One would think now, after the prodigious output of the last seventeen years or so, I would never doubt myself anymore, would never fear the fount might run dry; but I am just as worried and nervous and as full of doubts as I was in the years I dreamed of making this my reality and wrote and wrote and wrote. It never gets easier, the doubts and fears never go away. At least not for me; I cannot speak for other writers. But I do define myself as a writer. That has been my identity since I signed that first contract all those years ago; above every other identity I can be labelled, be it male or gay or American or New Orleanian or Southern; above and beyond all else I identify as author. 

In an interview recently about Lindsey Buckingham’s departure from the band and Fleetwood Mac’s decision to continue, and tour, without him, Stevie Nicks said, This is terribly sad for me, but I want to be happy and enjoy the next ten years. That may not be the exact quote, but its very close to what she said, and it hit me right at the core of my being. She–and the others–have always been about writing and creating and performing their music; but now they are getting older and wondering how much more time to do they have to do this thing they love so much? I would imagine Tom Petty’s death weighed pretty heavily on her; they were very close. It also made me feel my own age, and wonder about my own future. How many more years do I have to write the books and stories that I want to? What will I do if the day ever comes when I cannot do this anymore, when people don’t want to read what I’ve written, when no publisher wants to invest in getting my work out to readers?

Heavy thoughts, indeed, my own mortality isn’t something I’ve ever cared enough about to think about. But I would imagine, that no matter what else happens in my life, as long as I can type, as long as I can sit up in my chair and see my computer screen, I will keep writing. This compulsion will probably never go away; I know the stories will most likely never stop coming to my mind. Even when I wasn’t writing last year, the ideas were still coming; characters and stories and plots and those stray thoughts that always begin wouldn’t it be interesting if or I wonder what would make a person do such a thing or I wonder what would happen if…

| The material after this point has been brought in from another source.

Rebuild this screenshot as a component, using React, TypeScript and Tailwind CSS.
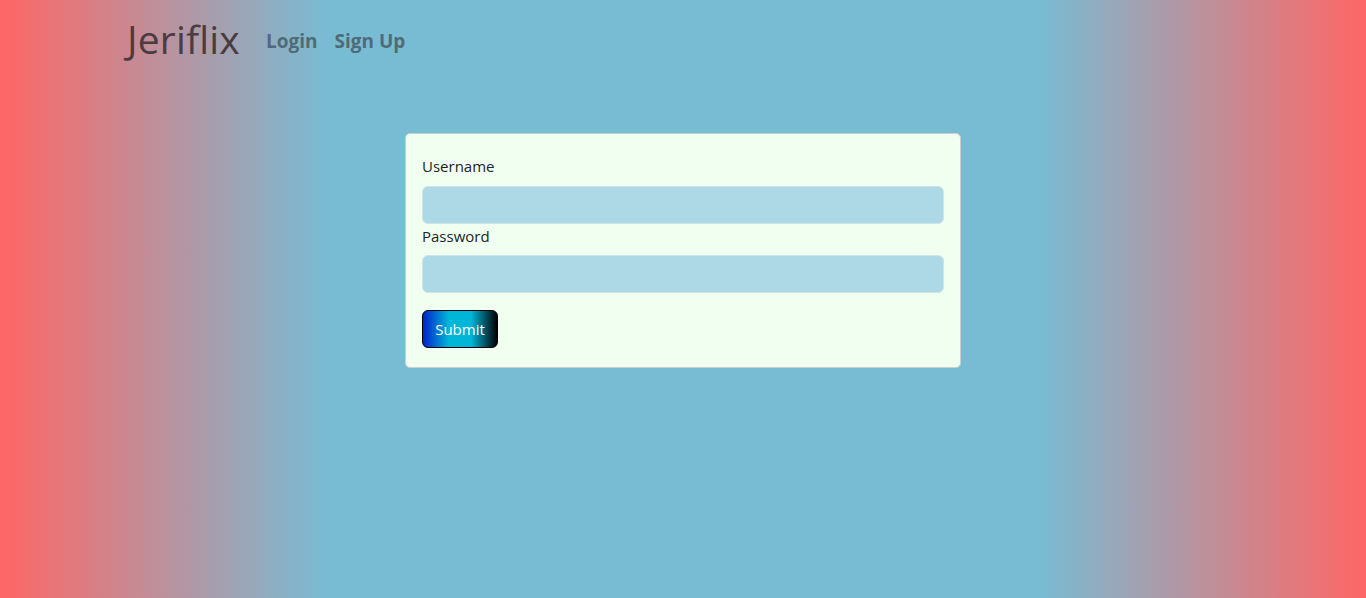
export default function App() {
  return (
    <div className="min-h-screen w-full bg-[linear-gradient(to_right,#ff6666_0%,#78bcd3_24%,#78bcd3_76%,#ff6666_100%)] font-['Open_Sans','Noto_Sans',sans-serif]">
      <nav className="h-[80px]">
        <div className="mx-auto flex w-[1140px] items-center px-3 pt-[12px]">
          <a href="#" className="ml-[2px] mr-[26px] text-[39px] font-medium leading-[54px] tracking-[0.2px] text-[#4a3c40]">
            Jeriflix
          </a>
          <div className="flex gap-[17px] pt-[4px] text-[19px] font-bold text-[#4f6b78]">
            <a href="#">Login</a>
            <a href="#">Sign Up</a>
          </div>
        </div>
      </nav>
      <div className="pt-[53px]">
        <form className="mx-auto w-[556px] rounded-[5px] border border-[#c9d0cc] bg-[#f0fff0] px-[16px] pt-[21px] pb-[19px] text-[15px] text-[#212529]">
          <label className="block leading-[22px]">Username</label>
          <div className="mt-[9px] h-[38px] w-full rounded-[6px] border border-[#cfe3ea] bg-[#add8e6]" />
          <label className="mt-[1px] block leading-[22px]">Password</label>
          <div className="mt-[8px] h-[38px] w-full rounded-[6px] border border-[#cfe3ea] bg-[#add8e6]" />
          <button
            type="button"
            className="mt-[17px] h-[38px] w-[76px] rounded-[6px] border border-black bg-[linear-gradient(to_right,#0022cc_0%,#00b6d8_35%,#00b6d8_65%,#000000_100%)] text-[15px] text-white"
          >
            Submit
          </button>
        </form>
      </div>
    </div>
  );
}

My conscious decision at the beginning of this year to focus on writing, on rediscovering the joy I once always felt when I was creating, the sense of satisfaction felt upon finishing my work for the day, was perhaps the smartest thing I’ve ever done. I do enjoy doing this, even when it frustrates me, when the words won’t come, when I get behind, when I procrastinate and don’t do it even when I know I must, and that the best way to fight off those horrible self-doubts and fears and insecurities is to just fucking do it.

Nothing else matters, really, when it all comes down to it.